# [Work to do]
Reproduce every line of the listing as written, apart from the pictures.

# [Dataset rows]
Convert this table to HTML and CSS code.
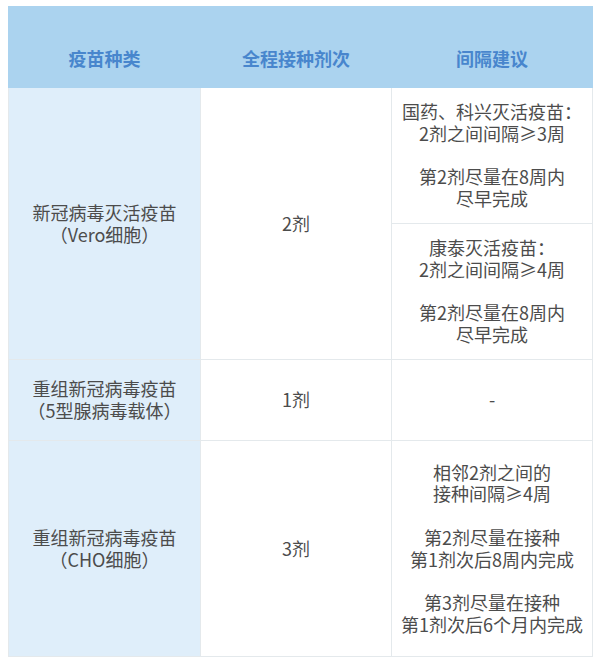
FILE: index.html
```html
<!DOCTYPE html>
<html lang="zh">
<head>
<meta charset="utf-8">
<link rel="stylesheet" href="styles.css">
</head>
<body>
<div class="wrap">
<table class="vt">
  <thead>
    <tr class="hr">
      <th class="c1">疫苗种类</th>
      <th class="c2">全程接种剂次</th>
      <th class="c3">间隔建议</th>
    </tr>
  </thead>
  <tbody>
    <tr class="r1a">
      <td class="c1 name" rowspan="2">新冠病毒灭活疫苗<br>（Vero细胞）</td>
      <td class="c2" rowspan="2">2剂</td>
      <td class="c3">国药、科兴灭活疫苗：<br>2剂之间间隔≥3周<br><br>第2剂尽量在8周内<br>尽早完成</td>
    </tr>
    <tr class="r1b">
      <td class="c3">康泰灭活疫苗：<br>2剂之间间隔≥4周<br><br>第2剂尽量在8周内<br>尽早完成</td>
    </tr>
    <tr class="r2">
      <td class="c1 name">重组新冠病毒疫苗<br>（5型腺病毒载体）</td>
      <td class="c2">1剂</td>
      <td class="c3">-</td>
    </tr>
    <tr class="r3">
      <td class="c1 name">重组新冠病毒疫苗<br>（CHO细胞）</td>
      <td class="c2">3剂</td>
      <td class="c3">相邻2剂之间的<br>接种间隔≥4周<br><br>第2剂尽量在接种<br>第1剂次后8周内完成<br><br>第3剂尽量在接种<br>第1剂次后6个月内完成</td>
    </tr>
  </tbody>
</table>
</div>
</body>
</html>
```
FILE: styles.css
```css
html, body {
  margin: 0;
  padding: 0;
  background: #ffffff;
}
.wrap {
  padding: 6px 8px 0 8px;
}
.vt {
  width: 584px;
  border-collapse: collapse;
  table-layout: fixed;
  font-family: "Noto Sans CJK SC", "Noto Sans", sans-serif;
  font-size: 18px;
  line-height: 21.7px;
  color: #4c4c4c;
}
.vt th, .vt td {
  padding: 0;
  text-align: center;
  vertical-align: middle;
  border: 1px solid #e4e9ec;
}
.vt th {
  background: #abd3ef;
  color: #4886cd;
  font-weight: bold;
  border-color: #abd3ef;
  padding-top: 23px;
  height: 58px;
  box-sizing: border-box;
}
.vt .c1 { width: 192px; }
.vt .c2 { width: 191px; }
.vt .c3 { width: 201px; }
.vt td.name {
  background: #dfeefa;
}
.hr { height: 81px; }
.r1a { height: 136px; }
.r1b { height: 136px; }
.r2 { height: 81px; }
.r3 { height: 216px; }
```
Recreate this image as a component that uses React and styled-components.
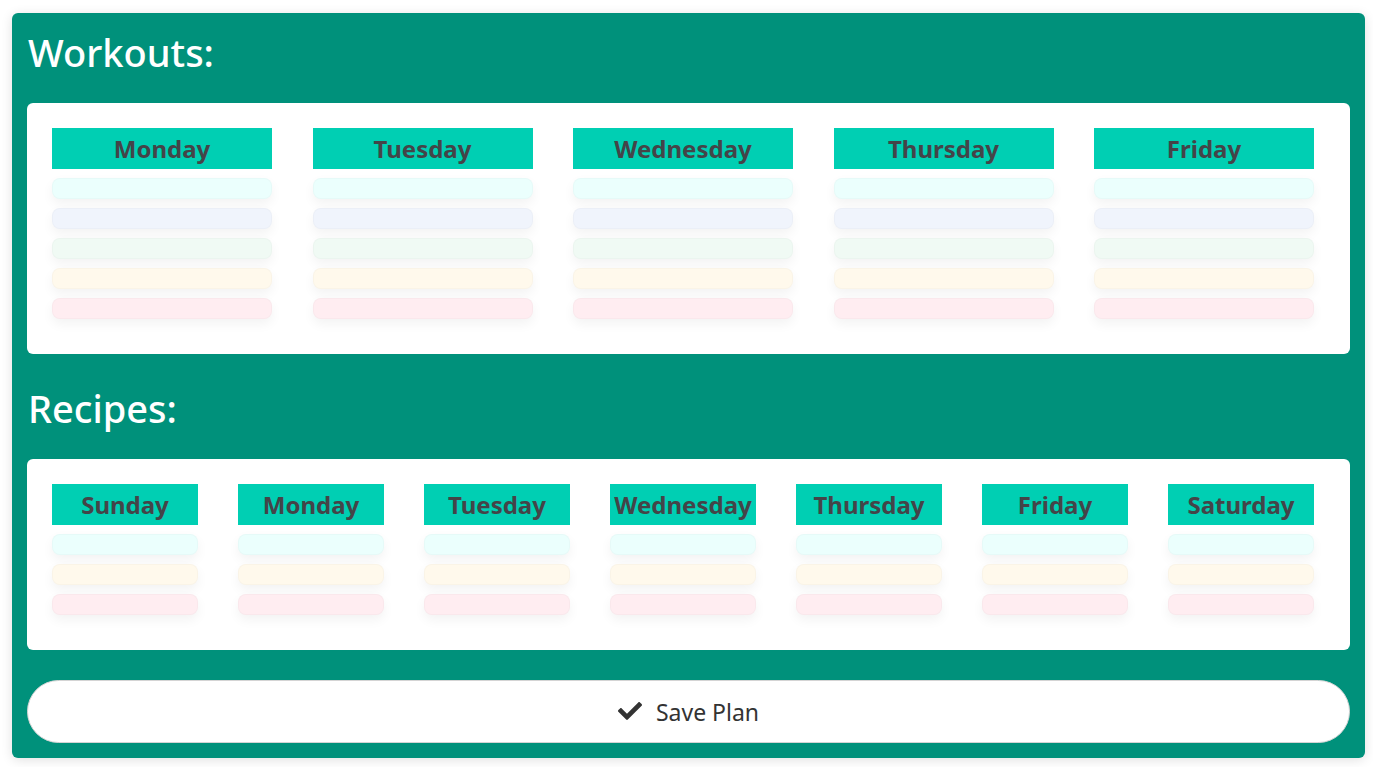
import React from 'react'
import styled, { createGlobalStyle } from 'styled-components'
import { FaCheck } from 'react-icons/fa'

const GlobalStyle = createGlobalStyle`
  body {
    margin: 0;
    background: #ffffff;
    font-family: 'Noto Sans', 'Open Sans', sans-serif;
  }
  * {
    box-sizing: border-box;
  }
`

const Page = styled.div`
  padding: 13px 8px 9px 12px;
`

const Planner = styled.div`
  background-color: #00917b;
  border-radius: 6px;
  padding: 0 15px 15px;
  box-shadow: 0 2px 12px rgba(0, 0, 0, 0.12);
`

const SectionTitle = styled.h2`
  margin: 0;
  padding: ${p => (p.first ? '20px' : '35px')} 0 32px 1px;
  font-size: 38px;
  line-height: 38px;
  font-weight: 500;
  color: #ffffff;
`

const Card = styled.div`
  background: #ffffff;
  border-radius: 6px;
  padding: 25px 25px ${p => p.bottom}px;
  display: grid;
  grid-template-columns: repeat(${p => p.cols}, ${p => p.colWidth}px);
  column-gap: ${p => p.gap}px;
`

const Column = styled.div`
  display: flex;
  flex-direction: column;
`

const DayHeader = styled.div`
  height: 41px;
  background: #00cfb3;
  color: #444448;
  font-size: 24px;
  font-weight: 700;
  display: flex;
  align-items: center;
  justify-content: center;
  white-space: nowrap;
`

const Slot = styled.div`
  height: 21px;
  margin-top: 9px;
  border-radius: 8px;
  background: ${p => p.tone};
  border: 1px solid rgba(0, 0, 0, 0.02);
  box-shadow: 0 5px 12px rgba(0, 0, 0, 0.05);
`

const SaveButton = styled.button`
  margin-top: 30px;
  width: 100%;
  height: 63px;
  border-radius: 32px;
  border: 1px solid #d4d4d4;
  background: #ffffff;
  color: #333333;
  font-family: 'Noto Sans', 'Open Sans', sans-serif;
  font-size: 23px;
  display: flex;
  align-items: center;
  justify-content: center;
  gap: 14px;
  cursor: pointer;
  svg {
    color: #333333;
    margin-top: -2px;
  }
`

const workoutTones = ['#ebfffd', '#f0f4fc', '#f0faf4', '#fff9ec', '#ffedf1']
const recipeTones = ['#ebfffd', '#fff9ec', '#ffedf1']

const workoutDays = ['Monday', 'Tuesday', 'Wednesday', 'Thursday', 'Friday']
const recipeDays = ['Sunday', 'Monday', 'Tuesday', 'Wednesday', 'Thursday', 'Friday', 'Saturday']

function App() {
  return (
    <Page>
      <GlobalStyle />
      <Planner>
        <SectionTitle first>Workouts:</SectionTitle>
        <Card cols={5} colWidth={220} gap={40.5} bottom={35}>
          {workoutDays.map(day => (
            <Column key={day}>
              <DayHeader>{day}</DayHeader>
              {workoutTones.map((tone, i) => (
                <Slot key={i} tone={tone} />
              ))}
            </Column>
          ))}
        </Card>
        <SectionTitle>Recipes:</SectionTitle>
        <Card cols={7} colWidth={146} gap={40} bottom={35}>
          {recipeDays.map(day => (
            <Column key={day}>
              <DayHeader>{day}</DayHeader>
              {recipeTones.map((tone, i) => (
                <Slot key={i} tone={tone} />
              ))}
            </Column>
          ))}
        </Card>
        <SaveButton>
          <FaCheck size={24} />
          Save Plan
        </SaveButton>
      </Planner>
    </Page>
  )
}

export default App
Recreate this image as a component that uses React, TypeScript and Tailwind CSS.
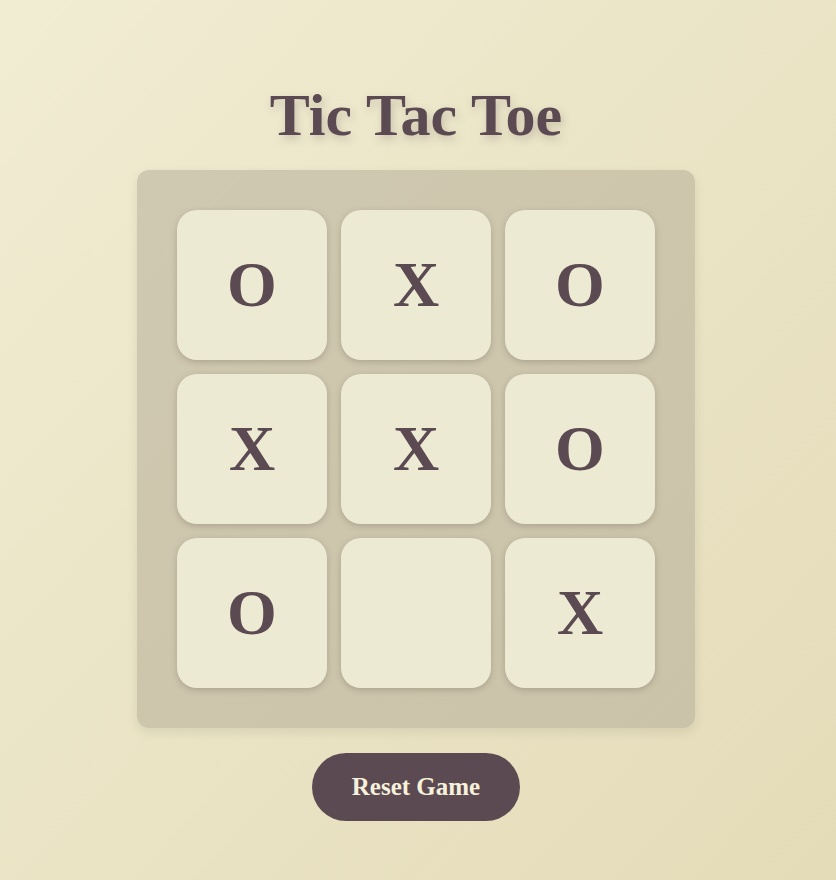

# [Correct result]
Convert this table to HTML and CSS code.
FILE: index.html
```html
<!DOCTYPE html>
<html lang="zh">
<head>
<meta charset="utf-8">
<link rel="stylesheet" href="styles.css">
</head>
<body>
<div class="wrap">
<table class="vt">
  <thead>
    <tr class="hr">
      <th class="c1">疫苗种类</th>
      <th class="c2">全程接种剂次</th>
      <th class="c3">间隔建议</th>
    </tr>
  </thead>
  <tbody>
    <tr class="r1a">
      <td class="c1 name" rowspan="2">新冠病毒灭活疫苗<br>（Vero细胞）</td>
      <td class="c2" rowspan="2">2剂</td>
      <td class="c3">国药、科兴灭活疫苗：<br>2剂之间间隔≥3周<br><br>第2剂尽量在8周内<br>尽早完成</td>
    </tr>
    <tr class="r1b">
      <td class="c3">康泰灭活疫苗：<br>2剂之间间隔≥4周<br><br>第2剂尽量在8周内<br>尽早完成</td>
    </tr>
    <tr class="r2">
      <td class="c1 name">重组新冠病毒疫苗<br>（5型腺病毒载体）</td>
      <td class="c2">1剂</td>
      <td class="c3">-</td>
    </tr>
    <tr class="r3">
      <td class="c1 name">重组新冠病毒疫苗<br>（CHO细胞）</td>
      <td class="c2">3剂</td>
      <td class="c3">相邻2剂之间的<br>接种间隔≥4周<br><br>第2剂尽量在接种<br>第1剂次后8周内完成<br><br>第3剂尽量在接种<br>第1剂次后6个月内完成</td>
    </tr>
  </tbody>
</table>
</div>
</body>
</html>
```
FILE: styles.css
```css
html, body {
  margin: 0;
  padding: 0;
  background: #ffffff;
}
.wrap {
  padding: 6px 8px 0 8px;
}
.vt {
  width: 584px;
  border-collapse: collapse;
  table-layout: fixed;
  font-family: "Noto Sans CJK SC", "Noto Sans", sans-serif;
  font-size: 18px;
  line-height: 21.7px;
  color: #4c4c4c;
}
.vt th, .vt td {
  padding: 0;
  text-align: center;
  vertical-align: middle;
  border: 1px solid #e4e9ec;
}
.vt th {
  background: #abd3ef;
  color: #4886cd;
  font-weight: bold;
  border-color: #abd3ef;
  padding-top: 23px;
  height: 58px;
  box-sizing: border-box;
}
.vt .c1 { width: 192px; }
.vt .c2 { width: 191px; }
.vt .c3 { width: 201px; }
.vt td.name {
  background: #dfeefa;
}
.hr { height: 81px; }
.r1a { height: 136px; }
.r1b { height: 136px; }
.r2 { height: 81px; }
.r3 { height: 216px; }
```
Recreate this image as a component that uses React and styled-components.
import React from 'react'
import styled, { createGlobalStyle } from 'styled-components'
import { FaCheck } from 'react-icons/fa'

const GlobalStyle = createGlobalStyle`
  body {
    margin: 0;
    background: #ffffff;
    font-family: 'Noto Sans', 'Open Sans', sans-serif;
  }
  * {
    box-sizing: border-box;
  }
`

const Page = styled.div`
  padding: 13px 8px 9px 12px;
`

const Planner = styled.div`
  background-color: #00917b;
  border-radius: 6px;
  padding: 0 15px 15px;
  box-shadow: 0 2px 12px rgba(0, 0, 0, 0.12);
`

const SectionTitle = styled.h2`
  margin: 0;
  padding: ${p => (p.first ? '20px' : '35px')} 0 32px 1px;
  font-size: 38px;
  line-height: 38px;
  font-weight: 500;
  color: #ffffff;
`

const Card = styled.div`
  background: #ffffff;
  border-radius: 6px;
  padding: 25px 25px ${p => p.bottom}px;
  display: grid;
  grid-template-columns: repeat(${p => p.cols}, ${p => p.colWidth}px);
  column-gap: ${p => p.gap}px;
`

const Column = styled.div`
  display: flex;
  flex-direction: column;
`

const DayHeader = styled.div`
  height: 41px;
  background: #00cfb3;
  color: #444448;
  font-size: 24px;
  font-weight: 700;
  display: flex;
  align-items: center;
  justify-content: center;
  white-space: nowrap;
`

const Slot = styled.div`
  height: 21px;
  margin-top: 9px;
  border-radius: 8px;
  background: ${p => p.tone};
  border: 1px solid rgba(0, 0, 0, 0.02);
  box-shadow: 0 5px 12px rgba(0, 0, 0, 0.05);
`

const SaveButton = styled.button`
  margin-top: 30px;
  width: 100%;
  height: 63px;
  border-radius: 32px;
  border: 1px solid #d4d4d4;
  background: #ffffff;
  color: #333333;
  font-family: 'Noto Sans', 'Open Sans', sans-serif;
  font-size: 23px;
  display: flex;
  align-items: center;
  justify-content: center;
  gap: 14px;
  cursor: pointer;
  svg {
    color: #333333;
    margin-top: -2px;
  }
`

const workoutTones = ['#ebfffd', '#f0f4fc', '#f0faf4', '#fff9ec', '#ffedf1']
const recipeTones = ['#ebfffd', '#fff9ec', '#ffedf1']

const workoutDays = ['Monday', 'Tuesday', 'Wednesday', 'Thursday', 'Friday']
const recipeDays = ['Sunday', 'Monday', 'Tuesday', 'Wednesday', 'Thursday', 'Friday', 'Saturday']

function App() {
  return (
    <Page>
      <GlobalStyle />
      <Planner>
        <SectionTitle first>Workouts:</SectionTitle>
        <Card cols={5} colWidth={220} gap={40.5} bottom={35}>
          {workoutDays.map(day => (
            <Column key={day}>
              <DayHeader>{day}</DayHeader>
              {workoutTones.map((tone, i) => (
                <Slot key={i} tone={tone} />
              ))}
            </Column>
          ))}
        </Card>
        <SectionTitle>Recipes:</SectionTitle>
        <Card cols={7} colWidth={146} gap={40} bottom={35}>
          {recipeDays.map(day => (
            <Column key={day}>
              <DayHeader>{day}</DayHeader>
              {recipeTones.map((tone, i) => (
                <Slot key={i} tone={tone} />
              ))}
            </Column>
          ))}
        </Card>
        <SaveButton>
          <FaCheck size={24} />
          Save Plan
        </SaveButton>
      </Planner>
    </Page>
  )
}

export default App
Recreate this image as a component that uses React, TypeScript and Tailwind CSS.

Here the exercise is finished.